Does MARTA owe Atlanta $70M? New report claims 2024 audit is wrong

A new report from MARTA auditors paints a different picture of an ongoing funding battle between the agency and the city of Atlanta.

The report from auditors KPGM showed that MARTA did charge for more services than it provided in the first six years of the More MARTA program but much less than the $70 million the city claimed it overcharged.

The backstory:

In 2016, voters overwhelmingly voted to approve a sales tax to expand and improve the area's bus and train services.

Last year, the city released an independent audit from the firm Mauldin & Jenkins that officials said revealed upwards of $70 million in discrepancies over money spent and the actual cost of services from 2017 to 2022. 

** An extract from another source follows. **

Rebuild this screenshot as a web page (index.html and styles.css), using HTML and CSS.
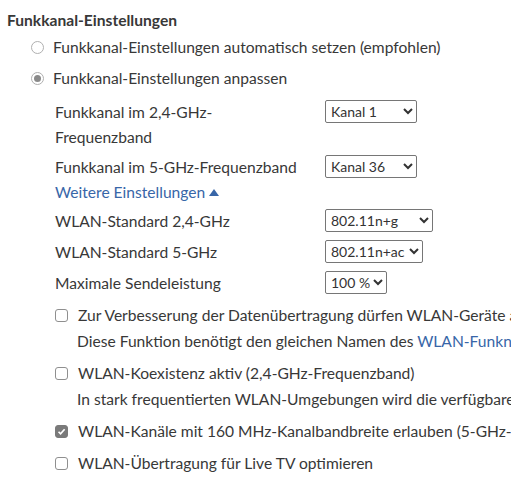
FILE: index.html
```html
<!DOCTYPE html>
<html lang="de">
<head>
<meta charset="utf-8">
<link rel="stylesheet" href="styles.css">
</head>
<body>
<div class="page">
  <h3 class="title">Funkkanal-Einstellungen</h3>
  <div class="radios">
    <label class="radio-row"><span class="radio"></span>Funkkanal-Einstellungen automatisch setzen (empfohlen)</label>
    <label class="radio-row"><span class="radio checked"></span>Funkkanal-Einstellungen anpassen</label>
  </div>
  <div class="settings">
    <div class="row first">
      <div class="label">Funkkanal im 2,4-GHz-<br>Frequenzband</div>
      <select class="sel w-kanal"><option>Kanal 1</option></select>
    </div>
    <div class="row">
      <div class="label">Funkkanal im 5-GHz-Frequenzband</div>
      <select class="sel w-kanal"><option>Kanal 36</option></select>
    </div>
    <a class="more" href="#">Weitere Einstellungen <span class="tri"></span></a>
    <div class="row">
      <div class="label">WLAN-Standard 2,4-GHz</div>
      <select class="sel w-std24"><option>802.11n+g</option></select>
    </div>
    <div class="row gap">
      <div class="label">WLAN-Standard 5-GHz</div>
      <select class="sel w-std5"><option>802.11n+ac</option></select>
    </div>
    <div class="row gap">
      <div class="label">Maximale Sendeleistung</div>
      <select class="sel w-pow"><option>100 %</option></select>
    </div>
    <div class="checks">
      <div class="check-item">
        <div class="check-row"><span class="cb"></span>Zur Verbesserung der Datenübertragung dürfen WLAN-Geräte auch andere WLAN-Funknetze nutzen</div>
        <div class="desc">Diese Funktion benötigt den gleichen Namen des <a href="#">WLAN-Funknetzes</a> in allen Frequenzbändern.</div>
      </div>
      <div class="check-item">
        <div class="check-row"><span class="cb"></span>WLAN-Koexistenz aktiv (2,4-GHz-Frequenzband)</div>
        <div class="desc">In stark frequentierten WLAN-Umgebungen wird die verfügbare Kanalbandbreite automatisch reduziert.</div>
      </div>
      <div class="check-item">
        <div class="check-row"><span class="cb checked"><svg width="13" height="13" viewBox="0 0 13 13"><path d="M3 6.8 L5.4 9.2 L10.2 3.8" fill="none" stroke="#fff" stroke-width="2"/></svg></span>WLAN-Kanäle mit 160 MHz-Kanalbandbreite erlauben (5-GHz-Frequenzband)</div>
      </div>
      <div class="check-item">
        <div class="check-row"><span class="cb"></span>WLAN-Übertragung für Live TV optimieren</div>
      </div>
    </div>
  </div>
</div>
</body>
</html>
```
FILE: styles.css
```css
html, body {
  margin: 0;
  padding: 0;
  overflow: hidden;
  background: #fff;
}
body {
  font-family: Lato, "Liberation Sans", sans-serif;
  font-size: 15.6px;
  color: #383838;
}
.page {
  padding: 8px 0 0 7px;
  white-space: nowrap;
}
.title {
  margin: 0;
  font-size: 15.6px;
  font-weight: bold;
  line-height: 25px;
}
.radios {
  margin: 2px 0 0 24px;
  display: flex;
  flex-direction: column;
  gap: 6px;
}
.radio-row {
  display: flex;
  align-items: center;
  line-height: 25px;
}
.radio {
  width: 11px;
  height: 11px;
  border: 1px solid #b0b0b0;
  border-radius: 50%;
  margin-right: 9px;
  position: relative;
  box-sizing: content-box;
}
.radio.checked::after {
  content: "";
  position: absolute;
  left: 2px;
  top: 2px;
  width: 7px;
  height: 7px;
  border-radius: 50%;
  background: #8a8a8a;
}
.settings {
  margin: 9px 0 0 48px;
}
.row {
  display: flex;
  align-items: flex-start;
  margin-top: 5px;
}
.row.first {
  margin-top: 0;
}
.row.gap {
  margin-top: 6px;
}
.label {
  width: 270px;
  line-height: 25px;
}
.sel {
  margin: 0;
  height: 23px;
  font-family: inherit;
  font-size: 14px;
  color: #333;
  background: #fff;
  border: 1px solid #767676;
  border-radius: 2px;
  padding: 0 0 0 1px;
}
.w-kanal { width: 92px; }
.w-std24 { width: 108px; }
.w-std5 { width: 98px; }
.w-pow { width: 62px; }
.more {
  display: inline-flex;
  align-items: center;
  gap: 4px;
  line-height: 24px;
  margin-top: 0;
  color: #3866a8;
  text-decoration: none;
}
.tri {
  width: 0;
  height: 0;
  border-left: 5px solid transparent;
  border-right: 5px solid transparent;
  border-bottom: 7px solid #3866a8;
}
.checks {
  margin-top: 6px;
  display: flex;
  flex-direction: column;
  gap: 6px;
}
.check-row, .desc {
  line-height: 26px;
}
.check-row {
  display: flex;
  align-items: center;
}
.desc {
  padding-left: 22px;
}
.desc a {
  color: #3866a8;
  text-decoration: none;
}
.cb {
  width: 11px;
  height: 11px;
  border: 1px solid #8f8f8f;
  border-radius: 3px;
  margin-right: 10px;
  flex: none;
  display: flex;
  align-items: center;
  justify-content: center;
}
.cb.checked {
  background: #7a7a7a;
  border-color: #7a7a7a;
}
.cb svg {
  display: block;
}
```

"The auditors found that certain years, the auditors couldn’t find how MARTA made the calculations for the service deliveries," Atlanta City Council President Doug Shipman told FOX 5 at the time.

While MARTA admitted to some errors between 2020 and 2022 summing up to about $20 million, the transit authority disputed the claim it owed the city $40 million for expanded bus and train services from 2017-2019. 

State Rep. Deborah Silcox, who serves as chairwoman of MARTOC - the legislative body that acts as a ‘watchdog’ over MARTA spending - said she had concerns over the report and the agency's response. She asked to hear from accounting firm KPMG on its own investigation of the findings.

"I just would like to see another set of numbers and another professional opinion about this whole situation," she added. 

What they're saying:

At a committee hearing at the State Capitol on Tuesday, KPMG's representatives said their assessment showed MARTA overcharged the operation account by $865,000, not $70 million.

The difference between their result and the one done by Mauldin & Jenkins came down to how MARTA service is calculated, KPMG's Julia Barrientos said.

"It caused a lot of differences in the dollars," Barrientos told lawmakers.

Mauldin & Jenkins' audit used a "threshold methodology" that didn't consider changes in operations during the COVID-19 pandemic, when services were cut. Those decreases were incorrectly attributed to the More MARTA program, but KPMG's Victoria Fenley said that should not have happened.

 "It really ended up not being the right methodology for MARTA to be using," Fenley said.

Instead, she said MARTA should have used a "proportional method," which uses December 2019 as the baseline after the More MARTA program stabilized. 

What's next:

MARTA CEO Collie Greenwood told lawmakers the agency has transferred "close to $20 million" to the city of Atlanta to assure the city that they are working to move forward.

The agency says it will work with additional recommendations from KPMG.

The Source: Information for this report came from a hearing by MARTOC and previous FOX 5 reporting.